Run this code snippet in the next cell of the Jupyter notebook to load the necessary modules. Please note that this step may need a few minutes to complete.

import re
import numpy as np
import pandas as pd
from pprint import pprint
# Gensim
import gensim
import gensim.corpora as corpora
from gensim.utils import simple_preprocess
from gensim.models import CoherenceModel
# spacy for lemmatization
import spacy
# Plotting tools
import pyLDAvis
import pyLDAvis.gensim_models as gensimvis
import matplotlib.pyplot as plt
%matplotlib inline
# NLTK Stop words
import nltk
nltk.download('stopwords')
from nltk.corpus import stopwords
stop_words = stopwords.words('english')
stop_words.extend(['us', 're'])
# load spacy
import en_core_web_sm
nlp = en_core_web_sm.load()
#wordcloud
from wordcloud import WordCloud, STOPWORDS, ImageColorGenerator

An image showing a Jupyter notebook and all the import statements needed

Figure 7. Load NLP modules

Load and clean demo dataset

This step uses read_excel method from pandas to load the demo input datafile into a pandas dataframe. The code below also cleans text in the Response field by

  • Converting the Response field to string datatype
  • Converting all text to lowercase
  • Removing all non-alphabet characters

Run this code snippet in the next cell of the Jupyter notebook.
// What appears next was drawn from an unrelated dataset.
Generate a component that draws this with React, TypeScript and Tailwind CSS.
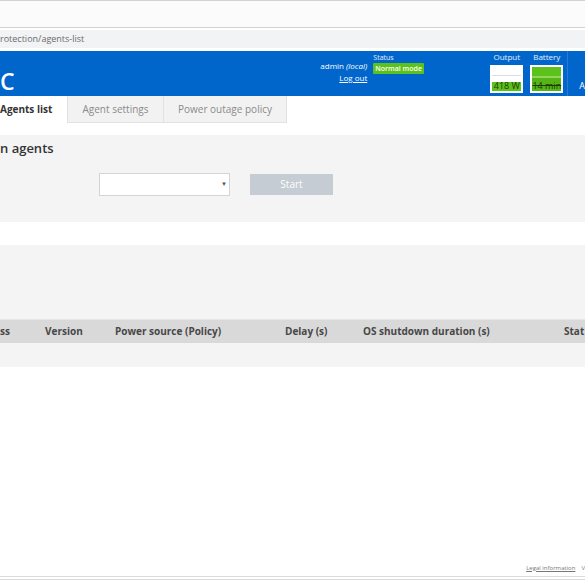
import React from 'react';

const font = { fontFamily: '"Open Sans", "Noto Sans", Arial, sans-serif' };

function Gauge({ label, value, level }: { label: string; value: string; level: 'low' | 'full' }) {
  return (
    <div className="flex flex-col items-center">
      <span className="text-[8px] leading-[10px] text-white/90">{label}</span>
      <div className="mt-[3px] w-[33px] h-[28px] border-2 border-white bg-white flex flex-col">
        {level === 'full' ? (
          <>
            <div className="h-[9px] bg-[#5cc21b]" />
            <div className="h-[2px] bg-[#8fd65a]" />
            <div className="flex-1 bg-[#54b514] flex items-end justify-center">
              <span className="text-[9px] leading-[10px] text-[#1d3a08] line-through">{value}</span>
            </div>
          </>
        ) : (
          <>
            <div className="h-[8px] bg-white" />
            <div className="h-[1px] bg-[#dcdcdc]" />
            <div className="flex-1 flex flex-col justify-end">
              <div className="h-[9px] bg-[#5cc21b] flex items-end justify-center">
                <span className="text-[9px] leading-[10px] text-[#1d3a08]">{value}</span>
              </div>
            </div>
          </>
        )}
      </div>
    </div>
  );
}

export default function App() {
  return (
    <div className="w-[585px] h-[585px] overflow-hidden bg-white" style={font}>
      {/* Browser chrome */}
      <div className="h-[28px] border-t border-b border-[#d2d2d2] bg-[#fbfbfb]" />
      <div className="mt-[2px] h-[18px] bg-[#f2f3f5] flex items-center">
        <span className="text-[9px] text-[#6b6b6b]">rotection/agents-list</span>
      </div>

      {/* Header */}
      <div className="mt-[3px] h-[45px] bg-[#0066cc] flex items-start text-white">
        <span className="text-[23px] font-semibold leading-none mt-[19px]">C</span>
        <div className="ml-auto mt-[9px] flex flex-col items-end">
          <span className="text-[8px] leading-[11px]">
            admin <i>(local)</i>
          </span>
          <span className="text-[8px] leading-[11px] underline mt-[1px]">Log out</span>
        </div>
        <div className="ml-[6px] mt-[2px] w-[117px] flex flex-col items-start">
          <span className="text-[7px] leading-[9px] text-white/90">Status</span>
          <span className="mt-[1px] bg-[#5cc21b] text-[7px] font-semibold leading-[11px] px-[2px] rounded-[1px]">
            Normal mode
          </span>
        </div>
        <div className="mt-[1px]">
          <Gauge label="Output" value="418 W" level="low" />
        </div>
        <div className="ml-[7px] mt-[1px]">
          <Gauge label="Battery" value="14 min" level="full" />
        </div>
        <div className="ml-[4px] h-full border-l border-[#2a7ad3]" />
        <span className="ml-[11px] mt-[30px] text-[9px] leading-none">A</span>
      </div>

      {/* Tabs */}
      <div className="h-[27px] flex">
        <div className="w-[67px] bg-white flex items-center">
          <span className="text-[10px] font-bold text-[#333]">Agents list</span>
        </div>
        <div className="w-[97px] bg-[#f2f2f2] border-l border-r border-b border-[#e2e2e2] flex items-center justify-center">
          <span className="text-[10px] text-[#8a8a8a]">Agent settings</span>
        </div>
        <div className="w-[123px] bg-[#f2f2f2] border-r border-b border-[#e2e2e2] flex items-center justify-center">
          <span className="text-[10px] text-[#8a8a8a]">Power outage policy</span>
        </div>
      </div>

      {/* Panel: run agents */}
      <div className="mt-[12px] h-[87px] bg-[#f4f4f4] flex flex-col">
        <h2 className="mt-[3px] text-[13px] font-semibold text-[#333] leading-[20px]">n agents</h2>
        <div className="mt-[15px] flex items-center">
          <div className="ml-[99px] w-[131px] h-[23px] bg-white border border-[#d5d5d5] flex items-center justify-end pr-[2px]">
            <span className="text-[6px] text-[#555]">▼</span>
          </div>
          <button className="ml-[20px] w-[83px] h-[21px] bg-[#c5ccd3] text-white text-[10px]">Start</button>
        </div>
      </div>

      {/* Panel: agent table */}
      <div className="mt-[23px] h-[122px] bg-[#f4f4f4] flex flex-col justify-end">
        <div className="h-[24px] bg-[#d9d9d9] border-t border-[#e6e6e6] flex items-center text-[10px] font-bold text-[#474747]">
          <span className="w-[45px]">ss</span>
          <span className="w-[70px]">Version</span>
          <span className="w-[170px]">Power source (Policy)</span>
          <span className="w-[78px]">Delay (s)</span>
          <span className="w-[201px]">OS shutdown duration (s)</span>
          <span>Stat</span>
        </div>
        <div className="h-[24px] bg-[#f4f4f4]" />
      </div>

      {/* Footer */}
      <div className="mt-[195px] flex justify-end items-center h-[12px]">
        <span className="text-[6px] text-[#777] underline">Legal information</span>
        <span className="ml-[6px] text-[6px] text-[#777]">V</span>
      </div>
      <div className="mt-[2px] h-[4px] border-t border-b border-[#dcdcdc]" />
    </div>
  );
}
# Import input data file and clean up response text
# Be sure to change the file path
df = pd.read_excel (r'C:\Users\mhatres\Documents\demo\TeamHealthRawDataForDemo.xlsx')
print (df.head(10))
df2 = df[['Response']]
#print (df2.head(10)) 
# convert to string 
df3 = df2['Response'].apply(str)
#covert to lower-case
df4 = df3.str.casefold()
#remove all non-aphabet characters
df5 = df4.str.replace("[^a-zA-Z#]", " ")
print (df5.head(10))

An image showing how to load and clean the dataset

Figure 8. Load and clean demo dataset

Generate a Word Cloud

The word cloud visualization shows which keywords occur most frequently in the given text. Words with higher frequency are indicated by their larger size in the visual. Run this code snippet in the next cell of the Jupyter notebook.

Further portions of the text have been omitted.